Stated problem>
Copy the data that follows exactly. Include no pictures.

------------------------------------------------------------

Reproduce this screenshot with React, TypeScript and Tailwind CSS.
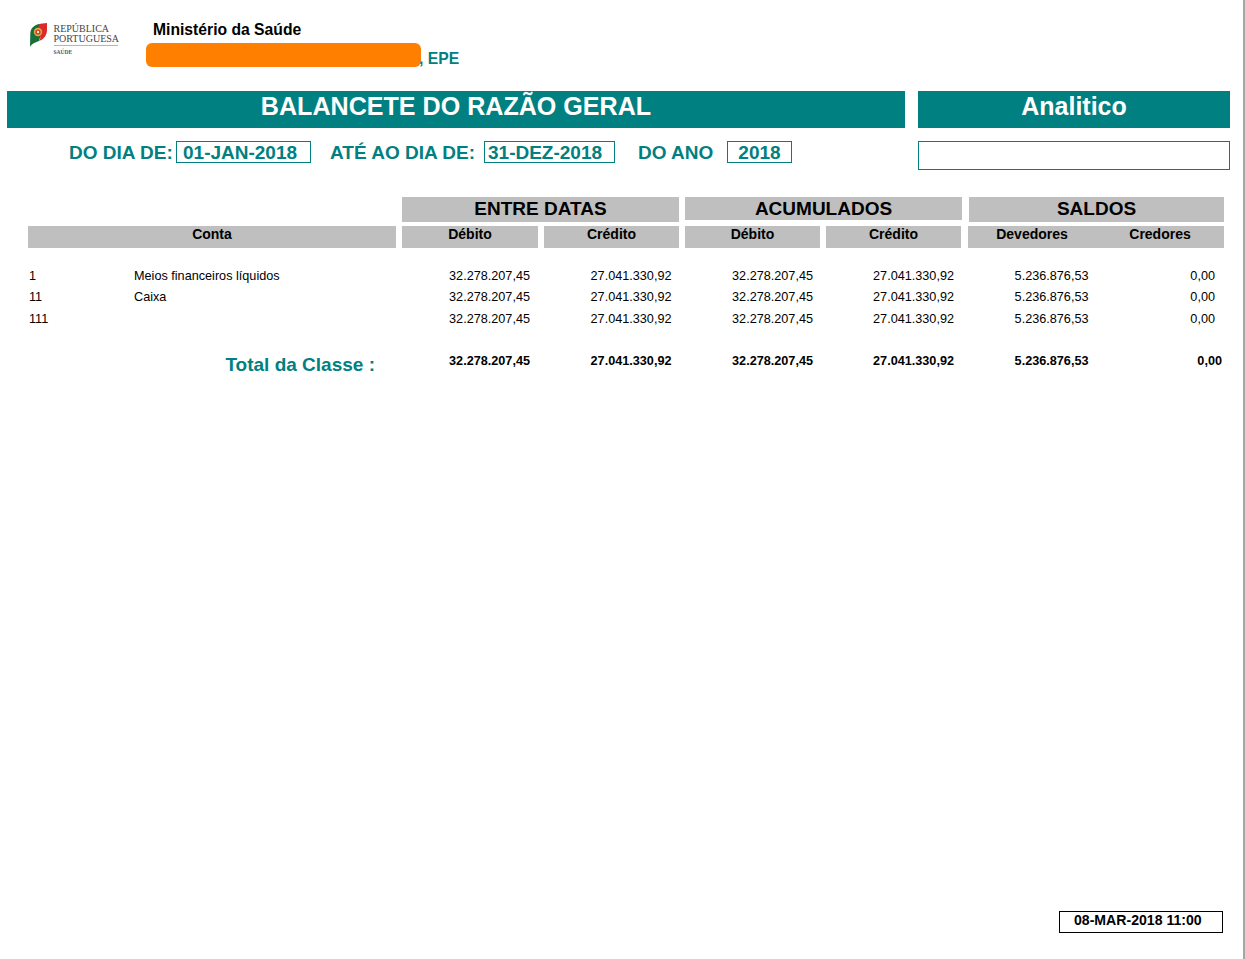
const ROWS = [
  { code: "1", name: "Meios financeiros líquidos" },
  { code: "11", name: "Caixa" },
  { code: "111", name: "" },
];

const VALUES = [
  { value: "32.278.207,45", width: "w-[128px]" },
  { value: "27.041.330,92", width: "w-[141.5px]" },
  { value: "32.278.207,45", width: "w-[141.5px]" },
  { value: "27.041.330,92", width: "w-[141px]" },
  { value: "5.236.876,53", width: "w-[134.5px]" },
];

function Logo() {
  return (
    <div className="ml-[30px] mt-[23px] flex w-[88px] items-start">
      <svg width="17" height="24" viewBox="0 0 17 24" className="shrink-0">
        <path d="M9 1C4 2.2 .5 5.5 .3 10.5L0 24C1.5 21.5 3.5 20 9 18C9 18 12 12 9 1Z" fill="#17703a" />
        <path d="M17 0C13.5 .2 11 .5 9 1C8 6 8.5 9 9.5 12C11 15 10 16.5 9 18C13.5 16.5 17 12.5 17 7Z" fill="#dc2a2a" />
        <circle cx="8" cy="9" r="4.2" fill="#e3a93a" />
        <circle cx="8" cy="9" r="2.6" fill="#c9362e" />
        <circle cx="8" cy="9" r="1.2" fill="#f4f1e4" />
      </svg>
      <div className="ml-[6.5px] font-['Liberation_Serif',serif] text-[#444444]">
        <div className="mt-[1px] text-[10px] leading-[10px] whitespace-nowrap">REPÚBLICA</div>
        <div className="text-[10px] leading-[10px] whitespace-nowrap">PORTUGUESA</div>
        <div className="mt-[1px] h-px w-[64px] bg-[#b5b5b5]" />
        <div className="mt-[3px] text-[5.5px] leading-[6px] font-bold whitespace-nowrap text-[#555555]">SAÚDE</div>
      </div>
    </div>
  );
}

function DateBox({ value, className }: { value: string; className: string }) {
  return (
    <div className={`h-[22px] border border-[#008080] text-[19px] leading-[21px] font-bold text-[#008080] whitespace-nowrap ${className}`}>
      {value}
    </div>
  );
}

function Label({ text, className }: { text: string; className: string }) {
  return (
    <div className={`text-[19px] leading-[24px] font-bold text-[#008080] whitespace-nowrap ${className}`}>
      {text}
    </div>
  );
}

function SubHead({ text, className }: { text: string; className: string }) {
  return (
    <div className={`h-[22px] bg-[#bfbfbf] text-center text-[14px] leading-[16px] font-bold text-black ${className}`}>
      {text}
    </div>
  );
}

export default function App() {
  return (
    <div className="flex h-[959px] w-[1245px] flex-col overflow-hidden border-r-2 border-[#a6a6a6] bg-white font-['Liberation_Sans',Arial,sans-serif] text-black">
      {/* cabecalho */}
      <div className="flex h-[91px] shrink-0">
        <Logo />
        <div className="ml-[28px] flex flex-col">
          <div className="ml-[7px] mt-[21px] text-[15.7px] leading-[18px] font-bold">Ministério da Saúde</div>
          <div className="mt-[4px] flex items-start">
            <div className="h-[24px] w-[275px] rounded-[6px] bg-[#ff8000]" />
            <div className="mt-[7px] -ml-[2px] text-[15.7px] leading-[18px] font-bold text-[#008080] whitespace-pre">, EPE</div>
          </div>
        </div>
      </div>

      <div className="flex h-[37px] shrink-0 pl-[7px]">
        <div className="w-[898px] bg-[#008080] text-center text-[25.1px] leading-[30px] font-bold text-white">
          BALANCETE DO RAZÃO GERAL
        </div>
        <div className="ml-[13px] w-[312px] bg-[#008080] text-center text-[25px] leading-[31px] font-bold text-white">
          Analitico
        </div>
      </div>

      <div className="mt-[13px] flex h-[29px] shrink-0 items-start">
        <Label text="DO DIA DE:" className="ml-[69px] w-[107px]" />
        <DateBox value="01-JAN-2018" className="w-[135px] pl-[6px]" />
        <Label text="ATÉ AO DIA DE:" className="ml-[19px] w-[154px]" />
        <DateBox value="31-DEZ-2018" className="w-[131px] pl-[3px]" />
        <Label text="DO ANO" className="ml-[23px] w-[89px]" />
        <DateBox value="2018" className="w-[65px] text-center" />
        <div className="ml-[126px] h-[29px] w-[312px] border border-[#008080]" />
      </div>

      {/* tabela */}
      <div className="mt-[27px] flex shrink-0 items-start pl-[402px] text-center text-[19px] leading-[24px] font-bold">
        <div className="h-[25px] w-[277px] bg-[#bfbfbf]">ENTRE DATAS</div>
        <div className="ml-[6px] h-[23px] w-[277px] bg-[#bfbfbf]">ACUMULADOS</div>
        <div className="ml-[7px] h-[25px] w-[255px] bg-[#bfbfbf]">SALDOS</div>
      </div>

      <div className="mt-[4px] flex shrink-0 pl-[28px]">
        <SubHead text="Conta" className="w-[368px]" />
        <SubHead text="Débito" className="ml-[6px] w-[136px]" />
        <SubHead text="Crédito" className="ml-[6px] w-[135px]" />
        <SubHead text="Débito" className="ml-[6px] w-[135px]" />
        <SubHead text="Crédito" className="ml-[6px] w-[135px]" />
        <SubHead text="Devedores" className="ml-[7px] w-[128px]" />
        <SubHead text="Credores" className="w-[128px]" />
      </div>

      <div className="mt-[17.5px] shrink-0 text-[12.67px] leading-[21.5px]">
        {ROWS.map((row) => (
          <div key={row.code} className="flex h-[21.5px] pl-[29px]">
            <div className="w-[105px]">{row.code}</div>
            <div className="w-[268px]">{row.name}</div>
            {VALUES.map((cell, i) => (
              <div key={i} className={`text-right ${cell.width}`}>{cell.value}</div>
            ))}
            <div className="w-[126.5px] text-right">0,00</div>
          </div>
        ))}
      </div>

      <div className="mt-[23px] flex shrink-0 items-start">
        <div className="w-[375px] pt-[1px] text-right text-[19px] leading-[22px] font-bold text-[#008080]">
          Total da Classe :
        </div>
        <div className="flex pl-[27px] text-[12.67px] leading-[16px] font-bold">
          {VALUES.map((cell, i) => (
            <div key={i} className={`text-right ${cell.width}`}>{cell.value}</div>
          ))}
          <div className="w-[133.5px] text-right">0,00</div>
        </div>
      </div>

      <div className="mt-auto mb-[26px] mr-[20px] h-[22px] w-[164px] self-end border border-black pl-[14px] text-[14.1px] leading-[16px] font-bold whitespace-nowrap">
        08-MAR-2018 11:00
      </div>
    </div>
  );
}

------------------------------------------------------------

Reply to the task>
Reproduce this screenshot with React, TypeScript and Tailwind CSS.
const ROWS = [
  { code: "1", name: "Meios financeiros líquidos" },
  { code: "11", name: "Caixa" },
  { code: "111", name: "" },
];

const VALUES = [
  { value: "32.278.207,45", width: "w-[128px]" },
  { value: "27.041.330,92", width: "w-[141.5px]" },
  { value: "32.278.207,45", width: "w-[141.5px]" },
  { value: "27.041.330,92", width: "w-[141px]" },
  { value: "5.236.876,53", width: "w-[134.5px]" },
];

function Logo() {
  return (
    <div className="ml-[30px] mt-[23px] flex w-[88px] items-start">
      <svg width="17" height="24" viewBox="0 0 17 24" className="shrink-0">
        <path d="M9 1C4 2.2 .5 5.5 .3 10.5L0 24C1.5 21.5 3.5 20 9 18C9 18 12 12 9 1Z" fill="#17703a" />
        <path d="M17 0C13.5 .2 11 .5 9 1C8 6 8.5 9 9.5 12C11 15 10 16.5 9 18C13.5 16.5 17 12.5 17 7Z" fill="#dc2a2a" />
        <circle cx="8" cy="9" r="4.2" fill="#e3a93a" />
        <circle cx="8" cy="9" r="2.6" fill="#c9362e" />
        <circle cx="8" cy="9" r="1.2" fill="#f4f1e4" />
      </svg>
      <div className="ml-[6.5px] font-['Liberation_Serif',serif] text-[#444444]">
        <div className="mt-[1px] text-[10px] leading-[10px] whitespace-nowrap">REPÚBLICA</div>
        <div className="text-[10px] leading-[10px] whitespace-nowrap">PORTUGUESA</div>
        <div className="mt-[1px] h-px w-[64px] bg-[#b5b5b5]" />
        <div className="mt-[3px] text-[5.5px] leading-[6px] font-bold whitespace-nowrap text-[#555555]">SAÚDE</div>
      </div>
    </div>
  );
}

function DateBox({ value, className }: { value: string; className: string }) {
  return (
    <div className={`h-[22px] border border-[#008080] text-[19px] leading-[21px] font-bold text-[#008080] whitespace-nowrap ${className}`}>
      {value}
    </div>
  );
}

function Label({ text, className }: { text: string; className: string }) {
  return (
    <div className={`text-[19px] leading-[24px] font-bold text-[#008080] whitespace-nowrap ${className}`}>
      {text}
    </div>
  );
}

function SubHead({ text, className }: { text: string; className: string }) {
  return (
    <div className={`h-[22px] bg-[#bfbfbf] text-center text-[14px] leading-[16px] font-bold text-black ${className}`}>
      {text}
    </div>
  );
}

export default function App() {
  return (
    <div className="flex h-[959px] w-[1245px] flex-col overflow-hidden border-r-2 border-[#a6a6a6] bg-white font-['Liberation_Sans',Arial,sans-serif] text-black">
      {/* cabecalho */}
      <div className="flex h-[91px] shrink-0">
        <Logo />
        <div className="ml-[28px] flex flex-col">
          <div className="ml-[7px] mt-[21px] text-[15.7px] leading-[18px] font-bold">Ministério da Saúde</div>
          <div className="mt-[4px] flex items-start">
            <div className="h-[24px] w-[275px] rounded-[6px] bg-[#ff8000]" />
            <div className="mt-[7px] -ml-[2px] text-[15.7px] leading-[18px] font-bold text-[#008080] whitespace-pre">, EPE</div>
          </div>
        </div>
      </div>

      <div className="flex h-[37px] shrink-0 pl-[7px]">
        <div className="w-[898px] bg-[#008080] text-center text-[25.1px] leading-[30px] font-bold text-white">
          BALANCETE DO RAZÃO GERAL
        </div>
        <div className="ml-[13px] w-[312px] bg-[#008080] text-center text-[25px] leading-[31px] font-bold text-white">
          Analitico
        </div>
      </div>

      <div className="mt-[13px] flex h-[29px] shrink-0 items-start">
        <Label text="DO DIA DE:" className="ml-[69px] w-[107px]" />
        <DateBox value="01-JAN-2018" className="w-[135px] pl-[6px]" />
        <Label text="ATÉ AO DIA DE:" className="ml-[19px] w-[154px]" />
        <DateBox value="31-DEZ-2018" className="w-[131px] pl-[3px]" />
        <Label text="DO ANO" className="ml-[23px] w-[89px]" />
        <DateBox value="2018" className="w-[65px] text-center" />
        <div className="ml-[126px] h-[29px] w-[312px] border border-[#008080]" />
      </div>

      {/* tabela */}
      <div className="mt-[27px] flex shrink-0 items-start pl-[402px] text-center text-[19px] leading-[24px] font-bold">
        <div className="h-[25px] w-[277px] bg-[#bfbfbf]">ENTRE DATAS</div>
        <div className="ml-[6px] h-[23px] w-[277px] bg-[#bfbfbf]">ACUMULADOS</div>
        <div className="ml-[7px] h-[25px] w-[255px] bg-[#bfbfbf]">SALDOS</div>
      </div>

      <div className="mt-[4px] flex shrink-0 pl-[28px]">
        <SubHead text="Conta" className="w-[368px]" />
        <SubHead text="Débito" className="ml-[6px] w-[136px]" />
        <SubHead text="Crédito" className="ml-[6px] w-[135px]" />
        <SubHead text="Débito" className="ml-[6px] w-[135px]" />
        <SubHead text="Crédito" className="ml-[6px] w-[135px]" />
        <SubHead text="Devedores" className="ml-[7px] w-[128px]" />
        <SubHead text="Credores" className="w-[128px]" />
      </div>

      <div className="mt-[17.5px] shrink-0 text-[12.67px] leading-[21.5px]">
        {ROWS.map((row) => (
          <div key={row.code} className="flex h-[21.5px] pl-[29px]">
            <div className="w-[105px]">{row.code}</div>
            <div className="w-[268px]">{row.name}</div>
            {VALUES.map((cell, i) => (
              <div key={i} className={`text-right ${cell.width}`}>{cell.value}</div>
            ))}
            <div className="w-[126.5px] text-right">0,00</div>
          </div>
        ))}
      </div>

      <div className="mt-[23px] flex shrink-0 items-start">
        <div className="w-[375px] pt-[1px] text-right text-[19px] leading-[22px] font-bold text-[#008080]">
          Total da Classe :
        </div>
        <div className="flex pl-[27px] text-[12.67px] leading-[16px] font-bold">
          {VALUES.map((cell, i) => (
            <div key={i} className={`text-right ${cell.width}`}>{cell.value}</div>
          ))}
          <div className="w-[133.5px] text-right">0,00</div>
        </div>
      </div>

      <div className="mt-auto mb-[26px] mr-[20px] h-[22px] w-[164px] self-end border border-black pl-[14px] text-[14.1px] leading-[16px] font-bold whitespace-nowrap">
        08-MAR-2018 11:00
      </div>
    </div>
  );
}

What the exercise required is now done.